A number of older Ninth Ward residents delighted in sharing tall tales and folklore from New Orleans.

“It kind of sheds light on the culture, so the back section of my book is just unverifiable stories,” Gerdes said. “I feel like a lot of people, in the nature of volunteering for this, were kind of storytellers.”

There were even traditions she hadn’t heard about while growing up in the area, such as how the plastic baby in Mardi Gras King Cakes used to just be a pecan. Whoever ended up with the pecan piece, their family would have to provide the King Cake next year.

“If they thought their parents couldn’t afford the first one,” she said, “they would sort of just eat it.”

When Gerdes decided to write her book, National Geographic had the first right of refusal. A book wasn’t something the publication company was interested in, she said, but she received a lot of support.
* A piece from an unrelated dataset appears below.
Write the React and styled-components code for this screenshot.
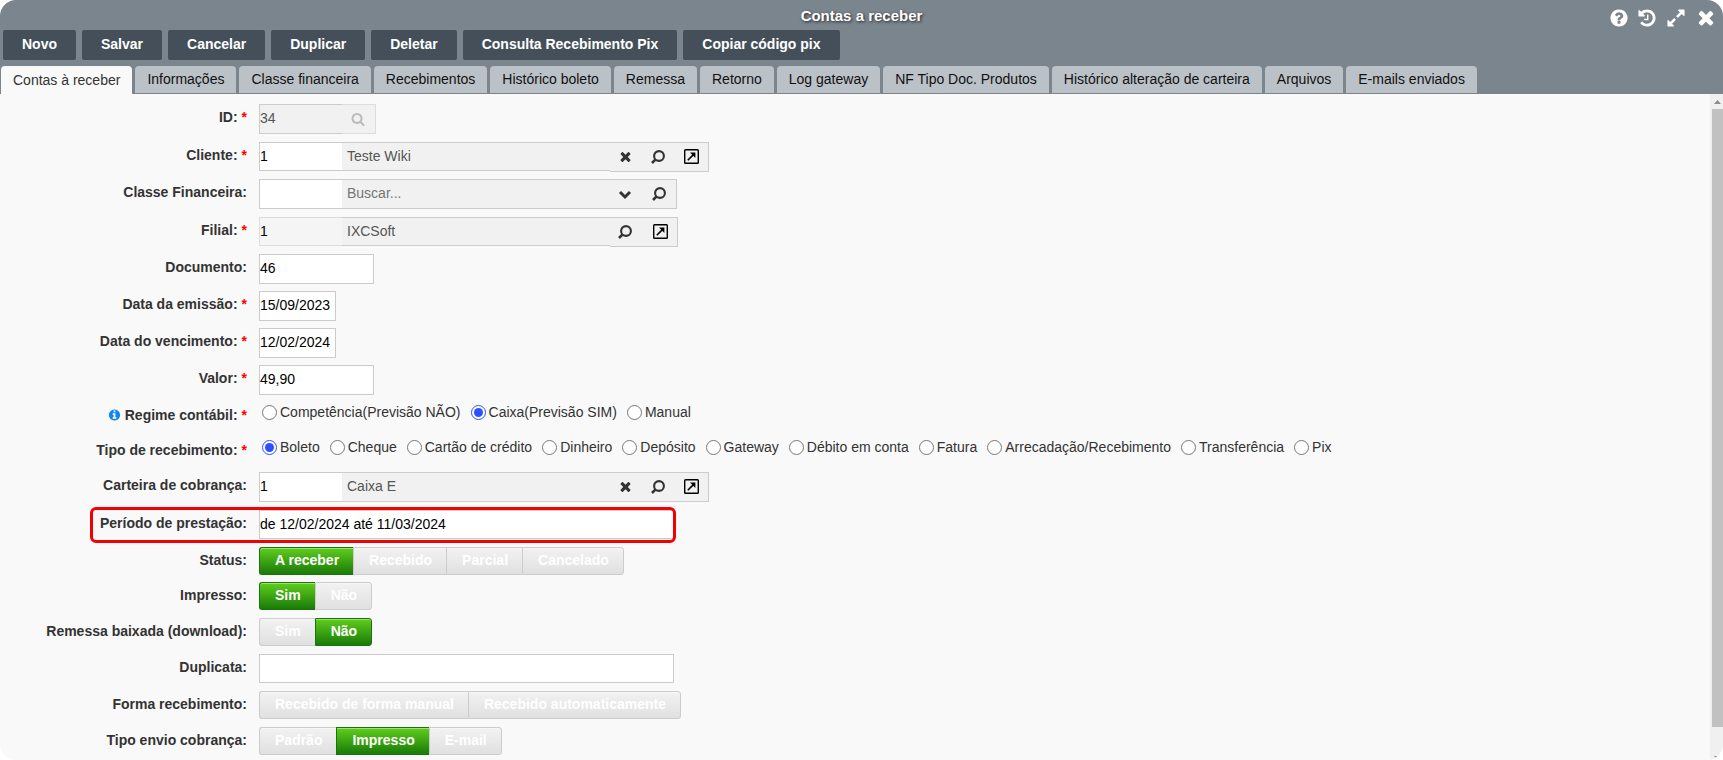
import React, { useState } from "react";
import styled, { createGlobalStyle } from "styled-components";

const GlobalStyle = createGlobalStyle`
  *, *::before, *::after {
    box-sizing: border-box;
  }

  body {
    margin: 0;
    background: #fff;
    color: #333;
    font-family: "Liberation Sans", Arial, sans-serif;
    font-size: 14px;
    line-height: 20px;
    overflow: hidden;
  }

  button, input {
    font-family: inherit;
    font-size: 14px;
  }
`;

const Window = styled.div`
  display: flex;
  flex-direction: column;
  height: 100vh;
  border-radius: 16px;
  overflow: hidden;
  background: #f9f9f9;
`;

const Header = styled.header`
  background: #7b858e;
  border-bottom: 1px solid #7b858e;
`;

const TitleBar = styled.div`
  display: grid;
  grid-template-columns: 1fr auto 1fr;
  align-items: center;
  height: 30px;
`;

const Title = styled.h1`
  grid-column: 2;
  margin: 0;
  font-size: 15px;
  line-height: 32px;
  color: #fff;
  text-shadow: 1px 1px 3px #222;
`;

const WindowActions = styled.div`
  display: flex;
  justify-content: flex-end;
  align-items: center;
  gap: 8px;
  padding: 3px 6px 0 0;
`;

const IconButton = styled.button`
  display: flex;
  align-items: center;
  justify-content: center;
  width: ${(p) => p.$width || 20}px;
  padding: 0;
  border: none;
  background: none;
  color: ${(p) => p.$color || "#333"};
  cursor: pointer;
`;

const Toolbar = styled.div`
  display: flex;
  gap: 6px;
  padding: 0 3px;
`;

const ToolButton = styled.button`
  height: 30px;
  padding: 0 19px 2px;
  border: none;
  border-radius: 2px;
  background: #444f5a;
  color: #fff;
  font-weight: bold;
  white-space: nowrap;
  cursor: pointer;
`;

const Tabs = styled.div`
  display: flex;
  gap: 3px;
  padding: 6px 1px 0;
`;

const Tab = styled.button`
  height: ${(p) => (p.$active ? 28 : 27)}px;
  margin-bottom: ${(p) => (p.$active ? -1 : 0)}px;
  padding: 0 12px 1px;
  border: none;
  border-radius: 4px 4px 0 0;
  background: ${(p) => (p.$active ? "#f9f9f9" : "#bac1c7")};
  color: ${(p) => (p.$active ? "#333" : "#111")};
  white-space: nowrap;
  cursor: pointer;
`;

const Body = styled.div`
  display: flex;
  flex: 1;
  min-height: 0;
`;

const Form = styled.form`
  flex: 1;
  min-width: 0;
  padding-top: 10px;
  overflow: hidden;
`;

const Row = styled.div`
  position: relative;
  display: grid;
  grid-template-columns: 247px 1fr;
  column-gap: 12px;
  align-items: start;
  height: ${(p) => p.$height || 37}px;
`;

const Highlight = styled.span`
  position: absolute;
  top: -3px;
  left: 90px;
  width: 586px;
  height: 36px;
  border: 3px solid #f40000;
  border-radius: 6px;
  pointer-events: none;
`;

const Label = styled.label`
  display: flex;
  justify-content: flex-end;
  align-items: center;
  gap: 4px;
  line-height: 26px;
  font-weight: bold;
  white-space: nowrap;
`;

const Required = styled.span`
  color: #f00;
`;

const TextInput = styled.input`
  width: ${(p) => p.$width}px;
  height: ${(p) => p.$height || 30}px;
  padding: 0 0 2px;
  border: 1px solid #ccc;
  border-radius: 0;
  background: #fff;
  color: #000;
  outline: none;
`;

const Lookup = styled.div`
  display: flex;
`;

const CodeInput = styled(TextInput)`
  border-right: none;
  border-color: ${(p) => (p.$muted ? "#ddd" : "#ccc")};
  background: ${(p) => (p.$muted ? "#f5f5f5" : "#fff")};

  &:disabled {
    background: #f1f1f1;
    color: #555;
  }
`;

const NameInput = styled(TextInput)`
  padding-left: 5px;
  border-width: 1px 0;
  background: #f1f1f1;
  color: #555;

  &::placeholder {
    color: #757575;
  }
`;

const AddOn = styled.div`
  display: flex;
  justify-content: space-between;
  align-items: center;
  width: ${(p) => p.$width}px;
  height: 30px;
  padding: 0 7px 1px ${(p) => (p.$light ? 6 : 5)}px;
  border: 1px solid ${(p) => (p.$light ? "#ddd" : "#ccc")};
  border-left: none;
  background: #f1f1f1;
`;

const RadioGroup = styled.div`
  display: flex;
  gap: 10px;
  padding-left: 3px;
`;

const RadioLabel = styled.label`
  display: flex;
  align-items: center;
  gap: 3px;
  line-height: 20px;
  white-space: nowrap;
`;

const Radio = styled.input`
  width: 15px;
  height: 15px;
  margin: 0;
  accent-color: #2b50ff;
`;

const ToggleGroup = styled.div`
  display: flex;
`;

const Toggle = styled.button`
  height: 28px;
  padding: 0 14px 2px 15px;
  border: 1px solid ${(p) => (p.$on ? "#1a7408" : "#ccc")};
  border-right-width: 0;
  background: ${(p) =>
    p.$on
      ? "linear-gradient(#5fce1c, #1a7a09)"
      : "linear-gradient(#f2f2f2, #e0e0e0)"};
  box-shadow: inset 0 1px 0 rgba(255, 255, 255, 0.4);
  color: #fff;
  font-weight: bold;
  white-space: nowrap;
  cursor: pointer;

  &:first-child {
    border-radius: 3px 0 0 3px;
  }

  &:last-child {
    border-right-width: 1px;
    border-radius: 0 3px 3px 0;
  }
`;

const Scrollbar = styled.div`
  display: flex;
  flex-direction: column;
  align-items: flex-end;
  justify-content: space-between;
  width: 13px;
  background: #f0f0f0;
`;

const ScrollArrow = styled.svg`
  display: block;
  width: 11px;
  height: 15px;
  fill: #8c8c8c;
`;

const ScrollThumb = styled.div`
  flex: 1;
  width: 11px;
  margin-bottom: 18px;
  background: #c1c1c1;
`;

const paths = {
  help: "M1024 1376v-192q0-14-9-23t-23-9h-192q-14 0-23 9t-9 23v192q0 14 9 23t23 9h192q14 0 23-9t9-23zm256-672q0-88-55.5-163t-138.5-116-170-41q-243 0-371 213-15 24 8 42l132 100q7 6 19 6 16 0 25-12 53-68 86-92 34-24 86-24 48 0 85.5 26t37.5 59q0 38-20 61t-68 45q-63 28-115.5 86.5t-52.5 125.5v36q0 14 9 23t23 9h192q14 0 23-9t9-23q0-19 21.5-49.5t54.5-49.5q32-18 49-28.5t46-35 44.5-48 28-60.5 12.5-81zm384 192q0 209-103 385.5t-279.5 279.5-385.5 103-385.5-103-279.5-279.5-103-385.5 103-385.5 279.5-279.5 385.5-103 385.5 103 279.5 279.5 103 385.5z",
  history:
    "M1664 896q0 156-61 298t-164 245-245 164-298 61q-172 0-327-72.5t-264-204.5q-7-10-6.5-22.5t8.5-20.5l137-138q10-9 25-9 16 2 23 12 73 95 179 147t225 52q104 0 198.5-40.5t163.5-109.5 109.5-163.5 40.5-198.5-40.5-198.5-109.5-163.5-163.5-109.5-198.5-40.5q-98 0-188 35.5t-160 101.5l137 138q31 30 14 69-17 40-59 40h-448q-26 0-45-19t-19-45v-448q0-42 40-59 39-17 69 14l130 129q107-101 244.5-156.5t284.5-55.5q156 0 298 61t245 164 164 245 61 298zm-640-288v448q0 14-9 23t-23 9h-320q-14 0-23-9t-9-23v-64q0-14 9-23t23-9h224v-352q0-14 9-23t23-9h64q14 0 23 9t9 23z",
  expand:
    "M883 1056q0 13-10 23l-332 332 144 144q19 19 19 45t-19 45-45 19h-448q-26 0-45-19t-19-45v-448q0-26 19-45t45-19 45 19l144 144 332-332q10-10 23-10t23 10l114 114q10 10 10 23zm781-864v448q0 26-19 45t-45 19-45-19l-144-144-332 332q-10 10-23 10t-23-10l-114-114q-10-10-10-23t10-23l332-332-144-144q-19-19-19-45t19-45 45-19h448q26 0 45 19t19 45z",
  close:
    "M1490 1322q0 40-28 68l-136 136q-28 28-68 28t-68-28l-294-294-294 294q-28 28-68 28t-68-28l-136-136q-28-28-28-68t28-68l294-294-294-294q-28-28-28-68t28-68l136-136q28-28 68-28t68 28l294 294 294-294q28-28 68-28t68 28l136 136q28 28 28 68t-28 68l-294 294 294 294q28 28 28 68z",
  search:
    "M1216 832q0-185-131.5-316.5t-316.5-131.5-316.5 131.5-131.5 316.5 131.5 316.5 316.5 131.5 316.5-131.5 131.5-316.5zm512 832q0 52-38 90t-90 38q-54 0-90-38l-343-342q-179 124-399 124-143 0-273.5-55.5t-225-150-150-225-55.5-273.5 55.5-273.5 150-225 225-150 273.5-55.5 273.5 55.5 225 150 150 225 55.5 273.5q0 220-124 399l343 343q37 37 37 90z",
  info: "M1152 1376v-160q0-14-9-23t-23-9h-96v-512q0-14-9-23t-23-9h-320q-14 0-23 9t-9 23v160q0 14 9 23t23 9h96v320h-96q-14 0-23 9t-9 23v160q0 14 9 23t23 9h448q14 0 23-9t9-23zm-128-896v-160q0-14-9-23t-23-9h-192q-14 0-23 9t-9 23v160q0 14 9 23t23 9h192q14 0 23-9t9-23zm640 416q0 209-103 385.5t-279.5 279.5-385.5 103-385.5-103-279.5-279.5-103-385.5 103-385.5 279.5-279.5 385.5-103 385.5 103 279.5 279.5 103 385.5z",
};

const Icon = ({ name, size }) => (
  <svg width={size} height={size} viewBox="0 0 1792 1792" fill="currentColor" aria-hidden="true">
    <path d={paths[name]} />
  </svg>
);

const FindIcon = () => (
  <svg width="14" height="14" viewBox="0 0 14 14" fill="none" stroke="currentColor" aria-hidden="true">
    <circle cx="8" cy="6" r="4.9" strokeWidth="2.1" />
    <path d="M4.6 9.400L1 13" strokeWidth="2.600" />
  </svg>
);

const OpenIcon = () => (
  <svg width="15" height="15" viewBox="0 0 15 15" fill="none" stroke="#000" aria-hidden="true">
    <rect x="0.7" y="0.7" width="13.6" height="13.6" rx="0.8" strokeWidth="1.4" />
    <path d="M3.800 11.200l5.600-5.600" strokeWidth="1.600" />
    <path d="M6 3.600h5.400v5.400z" fill="#000" stroke="none" />
  </svg>
);

const ChevronIcon = () => (
  <svg width="14" height="14" viewBox="0 0 14 14" fill="none" stroke="currentColor" aria-hidden="true">
    <path d="M2 5l5 5 5-5" strokeWidth="3" />
  </svg>
);

const actions = {
  clear: { title: "Limpar", icon: <Icon name="close" size={15} /> },
  find: { title: "Pesquisar", icon: <FindIcon /> },
  open: { title: "Abrir cadastro", icon: <OpenIcon /> },
  list: { title: "Listar", icon: <ChevronIcon /> },
};

const toolButtons = [
  "Novo",
  "Salvar",
  "Cancelar",
  "Duplicar",
  "Deletar",
  "Consulta Recebimento Pix",
  "Copiar código pix",
];

const tabs = [
  "Contas à receber",
  "Informações",
  "Classe financeira",
  "Recebimentos",
  "Histórico boleto",
  "Remessa",
  "Retorno",
  "Log gateway",
  "NF Tipo Doc. Produtos",
  "Histórico alteração de carteira",
  "Arquivos",
  "E-mails enviados",
];

const Field = ({ id, label, required, info, height, highlight, group, children }) => (
  <Row $height={height}>
    <Label as={group ? "span" : "label"} htmlFor={group ? undefined : id} id={group ? id : undefined}>
      {info && (
        <IconButton as="span" $width={13} $color="#0d86f2">
          <Icon name="info" size={14} />
        </IconButton>
      )}
      {label}:{required && <Required>*</Required>}
    </Label>
    {children}
    {highlight && <Highlight />}
  </Row>
);

const TextField = ({ id, value, width, inputHeight, ...rest }) => (
  <Field id={id} {...rest}>
    <TextInput id={id} defaultValue={value} $width={width} $height={inputHeight} />
  </Field>
);

const LookupField = ({ id, code, name, muted, short, buttons, width, ...rest }) => (
  <Field id={id} {...rest}>
    <Lookup>
      <CodeInput id={id} defaultValue={code} $width={83} $height={short ? 29 : 30} $muted={muted} />
      <NameInput
        aria-label={`${rest.label} - descrição`}
        defaultValue={name}
        placeholder="Buscar..."
        $width={268}
        $height={short ? 29 : 30}
      />
      <AddOn $width={width}>
        {buttons.map((key) => (
          <IconButton key={key} type="button" title={actions[key].title}>
            {actions[key].icon}
          </IconButton>
        ))}
      </AddOn>
    </Lookup>
  </Field>
);

const RadioField = ({ id, options, initial, ...rest }) => {
  const [selected, setSelected] = useState(initial);

  return (
    <Field id={id} group {...rest}>
      <RadioGroup role="radiogroup" aria-labelledby={id}>
        {options.map((option) => (
          <RadioLabel key={option}>
            <Radio
              type="radio"
              name={id}
              checked={selected === option}
              onChange={() => setSelected(option)}
            />
            {option}
          </RadioLabel>
        ))}
      </RadioGroup>
    </Field>
  );
};

const ToggleField = ({ id, options, initial, ...rest }) => {
  const [selected, setSelected] = useState(initial);

  return (
    <Field id={id} group {...rest}>
      <ToggleGroup role="group" aria-labelledby={id}>
        {options.map((option) => (
          <Toggle
            key={option}
            type="button"
            $on={selected === option}
            aria-pressed={selected === option}
            onClick={() => setSelected(option)}
          >
            {option}
          </Toggle>
        ))}
      </ToggleGroup>
    </Field>
  );
};

const App = () => {
  const [activeTab, setActiveTab] = useState(tabs[0]);

  return (
    <>
      <GlobalStyle />
      <Window>
        <Header>
          <TitleBar>
            <Title>Contas a receber</Title>
            <WindowActions>
              <IconButton $color="#fff" title="Ajuda">
                <Icon name="help" size={20} />
              </IconButton>
              <IconButton $color="#fff" title="Histórico">
                <Icon name="history" size={20} />
              </IconButton>
              <IconButton $color="#fff" $width={22} title="Expandir">
                <Icon name="expand" size={20} />
              </IconButton>
              <IconButton $color="#fff" $width={22} title="Fechar">
                <Icon name="close" size={23} />
              </IconButton>
            </WindowActions>
          </TitleBar>
          <Toolbar>
            {toolButtons.map((text) => (
              <ToolButton key={text}>{text}</ToolButton>
            ))}
          </Toolbar>
          <Tabs role="tablist">
            {tabs.map((tab) => (
              <Tab
                key={tab}
                role="tab"
                aria-selected={tab === activeTab}
                $active={tab === activeTab}
                onClick={() => setActiveTab(tab)}
              >
                {tab}
              </Tab>
            ))}
          </Tabs>
        </Header>
        <Body>
          <Form onSubmit={(e) => e.preventDefault()}>
            <Field id="registro" label="ID" required height={38}>
              <Lookup>
                <CodeInput id="registro" defaultValue="34" disabled $width={83} />
                <AddOn $width={34} $light>
                  <IconButton type="button" $color="#bbb" title="Pesquisar" disabled>
                    <Icon name="search" size={14} />
                  </IconButton>
                </AddOn>
              </Lookup>
            </Field>
            <LookupField
              id="cliente"
              label="Cliente"
              required
              code="1"
              name="Teste Wiki"
              short
              buttons={["clear", "find", "open"]}
              width={99}
            />
            <LookupField
              id="classe"
              label="Classe Financeira"
              height={38}
              buttons={["list", "find"]}
              width={67}
            />
            <LookupField
              id="filial"
              label="Filial"
              required
              code="1"
              name="IXCSoft"
              muted
              short
              buttons={["find", "open"]}
              width={68}
            />
            <TextField id="documento" label="Documento" value="46" width={115} />
            <TextField id="emissao" label="Data da emissão" required value="15/09/2023" width={77} />
            <TextField id="vencimento" label="Data do vencimento" required value="12/02/2024" width={77} />
            <TextField id="valor" label="Valor" required value="49,90" width={115} />
            <RadioField
              id="regime"
              label="Regime contábil"
              required
              info
              height={35}
              options={["Competência(Previsão NÃO)", "Caixa(Previsão SIM)", "Manual"]}
              initial="Caixa(Previsão SIM)"
            />
            <RadioField
              id="tipo"
              label="Tipo de recebimento"
              required
              height={35}
              options={[
                "Boleto",
                "Cheque",
                "Cartão de crédito",
                "Dinheiro",
                "Depósito",
                "Gateway",
                "Débito em conta",
                "Fatura",
                "Arrecadação/Recebimento",
                "Transferência",
                "Pix",
              ]}
              initial="Boleto"
            />
            <LookupField
              id="carteira"
              label="Carteira de cobrança"
              height={38}
              code="1"
              name="Caixa E"
              buttons={["clear", "find", "open"]}
              width={99}
            />
            <TextField
              id="periodo"
              label="Período de prestação"
              value="de 12/02/2024 até 11/03/2024"
              width={415}
              inputHeight={29}
              highlight
            />
            <ToggleField
              id="status"
              label="Status"
              height={35}
              options={["A receber", "Recebido", "Parcial", "Cancelado"]}
              initial="A receber"
            />
            <ToggleField id="impresso" label="Impresso" height={36} options={["Sim", "Não"]} initial="Sim" />
            <ToggleField
              id="remessa"
              label="Remessa baixada (download)"
              height={36}
              options={["Sim", "Não"]}
              initial="Não"
            />
            <TextField id="duplicata" label="Duplicata" value="" width={415} inputHeight={29} />
            <ToggleField
              id="forma"
              label="Forma recebimento"
              height={36}
              options={["Recebido de forma manual", "Recebido automaticamente"]}
            />
            <ToggleField
              id="envio"
              label="Tipo envio cobrança"
              height={36}
              options={["Padrão", "Impresso", "E-mail"]}
              initial="Impresso"
            />
          </Form>
          <Scrollbar aria-hidden="true">
            <ScrollArrow viewBox="0 0 11 15">
              <path d="M2 10l3.500-4 3.500 4z" />
            </ScrollArrow>
            <ScrollThumb />
            <ScrollArrow viewBox="0 0 11 15">
              <path d="M2 11l3.500 4 3.500-4z" />
            </ScrollArrow>
          </Scrollbar>
        </Body>
      </Window>
    </>
  );
};

export default App;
The editor helped her with how to write a proposal to pitch to publishers, and “An Oral History of The New Orleans Ninth Ward” was printed by Pelican Publishing Co. in April.

Among the places Gerdes has spoken about her book are Columbia University and National Geographic Headquarters in Washington, D.C.

People who come to hear about her book, she said, have typically been to New Orleans and share a fondness for the city.

“They generally have an interest and love for New Orleans,” Gerdes said, “so I feel like a lot of questions I get are from people who want to know more about the culture.”

Elliott Bay Book Company is at 1521 10th Ave.